Military Attrition

DOD Needs to Better Understand Reasons for Separation and Improve Recruiting Systems Gao ID: T-NSIAD-98-109 March 4, 1998

GAO has issued a series of reports on why the attrition of enlisted personnel during their first term of duty has remained relatively constant despite the better quality of new recruits. This testimony discusses the historic problem of attrition and its costs, the Defense Department's (DOD) lack of complete information on why enlistees are being separated early, GAO's recommendations on how to improve the screening of recruiters and recruits, and DOD's actions in response to GAO's suggestions.

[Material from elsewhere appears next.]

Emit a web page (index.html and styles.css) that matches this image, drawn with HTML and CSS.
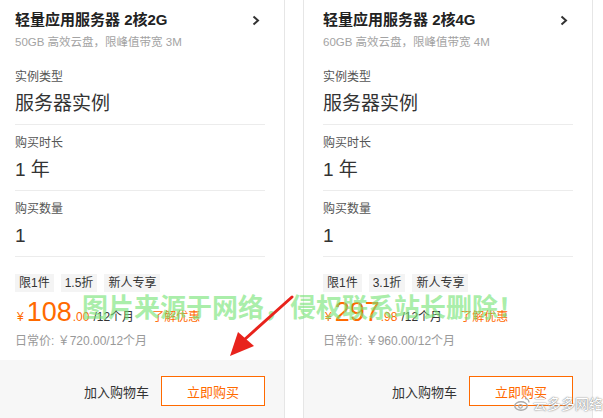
FILE: index.html
```html
<!DOCTYPE html>
<html lang="zh-CN">
<head>
    <meta charset="UTF-8">
    <meta name="viewport" content="width=device-width, initial-scale=1.0">
    <title>轻量应用服务器</title>
    <link rel="stylesheet" href="styles.css">
</head>
<body>
    <div class="cards">
        <div class="card">
            <div class="card-body">
                <div class="head">
                    <div class="title">轻量应用服务器 2核2G</div>
                    <svg class="chevron" width="8" height="11" viewBox="0 0 8 11"><polyline points="1.5,1.5 6,5.5 1.5,9.5" fill="none" stroke="#333" stroke-width="2"/></svg>
                </div>
                <div class="desc">50GB 高效云盘，限峰值带宽 3M</div>
                <div class="field field-first">
                    <div class="label">实例类型</div>
                    <div class="value">服务器实例</div>
                </div>
                <div class="field">
                    <div class="label">购买时长</div>
                    <div class="value">1 年</div>
                </div>
                <div class="field">
                    <div class="label">购买数量</div>
                    <div class="value">1</div>
                </div>
                <div class="tags">
                    <span class="tag">限1件</span>
                    <span class="tag">1.5折</span>
                    <span class="tag">新人专享</span>
                </div>
                <div class="price">
                    <span class="yen">¥</span>
                    <span class="amount">108</span>
                    <span class="cents">.00</span>
                    <span class="period">/12个月</span>
                    <span class="promo">了解优惠</span>
                </div>
                <div class="normal">日常价: ￥720.00/12个月</div>
            </div>
            <div class="card-foot">
                <span class="cart">加入购物车</span>
                <button class="buy">立即购买</button>
            </div>
        </div>

        <div class="card">
            <div class="card-body">
                <div class="head">
                    <div class="title">轻量应用服务器 2核4G</div>
                    <svg class="chevron" width="8" height="11" viewBox="0 0 8 11"><polyline points="1.5,1.5 6,5.5 1.5,9.5" fill="none" stroke="#333" stroke-width="2"/></svg>
                </div>
                <div class="desc">60GB 高效云盘，限峰值带宽 4M</div>
                <div class="field field-first">
                    <div class="label">实例类型</div>
                    <div class="value">服务器实例</div>
                </div>
                <div class="field">
                    <div class="label">购买时长</div>
                    <div class="value">1 年</div>
                </div>
                <div class="field">
                    <div class="label">购买数量</div>
                    <div class="value">1</div>
                </div>
                <div class="tags">
                    <span class="tag">限1件</span>
                    <span class="tag">3.1折</span>
                    <span class="tag">新人专享</span>
                </div>
                <div class="price">
                    <span class="yen">¥</span>
                    <span class="amount">297</span>
                    <span class="cents">.98</span>
                    <span class="period">/12个月</span>
                    <span class="promo">了解优惠</span>
                </div>
                <div class="normal">日常价: ￥960.00/12个月</div>
            </div>
            <div class="card-foot">
                <span class="cart">加入购物车</span>
                <button class="buy">立即购买</button>
            </div>
        </div>
    </div>

    <!-- watermark overlays -->
    <div class="notice">图片来源于网络，侵权联系站长删除！</div>
    <svg class="arrow" width="70" height="70" viewBox="0 0 70 70">
        <line x1="66" y1="3" x2="18" y2="46" stroke="#e8231c" stroke-width="3" stroke-linecap="round"/>
        <polygon points="4,62 12,38 28,52" fill="#e8231c"/>
    </svg>
    <div class="brand">
        <svg width="16" height="14" viewBox="0 0 16 14"><ellipse cx="7" cy="9" rx="6.2" ry="4.2" fill="none" stroke="#aaa" stroke-width="1.4"/><circle cx="6.5" cy="9.3" r="1.8" fill="none" stroke="#aaa" stroke-width="1.2"/><path d="M11 1.5 a4 4 0 0 1 4 4" fill="none" stroke="#aaa" stroke-width="1.3"/></svg>
        <span>云多多网络</span>
    </div>
</body>
</html>
```

FILE: styles.css
```css
/* page */
body {
    margin: 0;
    font-family: "Liberation Sans", "Noto Sans CJK SC", sans-serif;
    color: #333;
    background: #fff;
    overflow: hidden;
}

.cards {
    display: flex;
    gap: 18px;
    margin: -1px 0 0 -5px;
}

.card {
    width: 290px;
    border: 1px solid #e6e6e6;
    box-sizing: border-box;
    background: #fff;
}

.card-body {
    padding: 8px 19px 10px;
}

.head {
    display: flex;
    justify-content: space-between;
    align-items: center;
}

.title {
    font-size: 15px;
    line-height: 24px;
    font-weight: bold;
    color: #222;
}

.chevron {
    margin-right: 5px;
}

.desc {
    margin-top: 1px;
    font-size: 11.5px;
    line-height: 18px;
    color: #a3a3a3;
}

.field {
    padding: 9px 0 6px;
    border-bottom: 1px solid #ececec;
}

.field-first {
    padding-top: 17px;
}

.label {
    font-size: 12px;
    line-height: 18px;
    color: #555;
}

.value {
    margin-top: 4px;
    font-size: 19px;
    line-height: 28px;
    color: #333;
}

.tags {
    display: flex;
    gap: 7px;
    margin-top: 17px;
}

.tag {
    padding: 0 4px;
    font-size: 12px;
    line-height: 18px;
    background: #f4f4f4;
    color: #333;
}

.price {
    display: flex;
    align-items: baseline;
    margin-top: 5px;
    height: 30px;
    color: #ff6a00;
}

.yen {
    font-size: 12px;
    margin: 0 3px 0 2px;
}

.amount {
    font-size: 27px;
    line-height: 30px;
}

.cents {
    font-size: 12px;
    margin-left: 1px;
}

.period {
    font-size: 12px;
    margin-left: 4px;
    color: #333;
}

.promo {
    font-size: 12px;
    margin-left: 18px;
}

.normal {
    margin-top: 5px;
    font-size: 12px;
    line-height: 18px;
    color: #999;
}

.card-foot {
    display: flex;
    justify-content: flex-end;
    align-items: center;
    gap: 12px;
    padding: 16px 19px;
    background: #f7f7f7;
}

.cart {
    font-size: 13px;
    color: #333;
}

.buy {
    width: 104px;
    height: 30px;
    border: 1px solid #ff6a00;
    background: #fff;
    color: #ff6a00;
    font-family: inherit;
    font-size: 13px;
}

/* overlays */
.notice {
    position: absolute;
    left: 82px;
    top: 291px;
    font-size: 26px;
    line-height: 34px;
    font-weight: bold;
    color: rgba(120, 228, 120, 0.65);
    white-space: nowrap;
}

.arrow {
    position: absolute;
    left: 226px;
    top: 294px;
}

.brand {
    position: absolute;
    left: 514px;
    top: 394px;
    display: flex;
    align-items: center;
    gap: 3px;
    font-size: 14px;
    line-height: 20px;
    color: #fff;
    text-shadow: 0 0 1px #777, 0 0 2px #999;
}
```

GAO noted that: (1) despite increases in the quality of DOD's enlistees, about one-third of all new recruits continue to leave the military service before they fulfill their first term of enlistment; (2) this attrition rate is costly in that the services must maintain infrastructure to recruit and train around 200,000 persons per year; (3) solving the problem of attrition will not be simple in large part because DOD does not have complete data on why enlisted personnel are being separated; (4) in GAO's work, it has concentrated on what it has found to be major categories of separation, such as medical problems and fraudulent enlistments; (5) because these types of separations involve services' entire screening processes, GAO has reexamined these processes from the time recruiters are selected, through the time that applicants are prescreened by recruiters, through the medical examinations applicants undergo, and through physical preparation of recruits for basic training; (6) the process of attracting quality recruits and retaining them involves many service entities and many processes; (7) GAO has recommended ways to improve the: (a) data DOD collects to analyze reasons for attrition; (b) services' criteria for selecting recruiters; (c) incentive systems for recruiters to enlist persons who will complete basic training; and (d) services' mechanisms for identifying medical problems before recruits are enlisted; (8) many of these recommendations have been incorporated into the National Defense Authorization Act for Fiscal Year 1998; (9) DOD and the services have already taken some positive steps in response to GAO's recommendations and the National Defense Authorization Act; and (10) however, GAO believes that DOD needs to take further action to change the criteria by which recruiters are selected, provide recruiters with more opportunities to interact with drill instructors, and revise recruiters' incentive systems to improve their quality of life.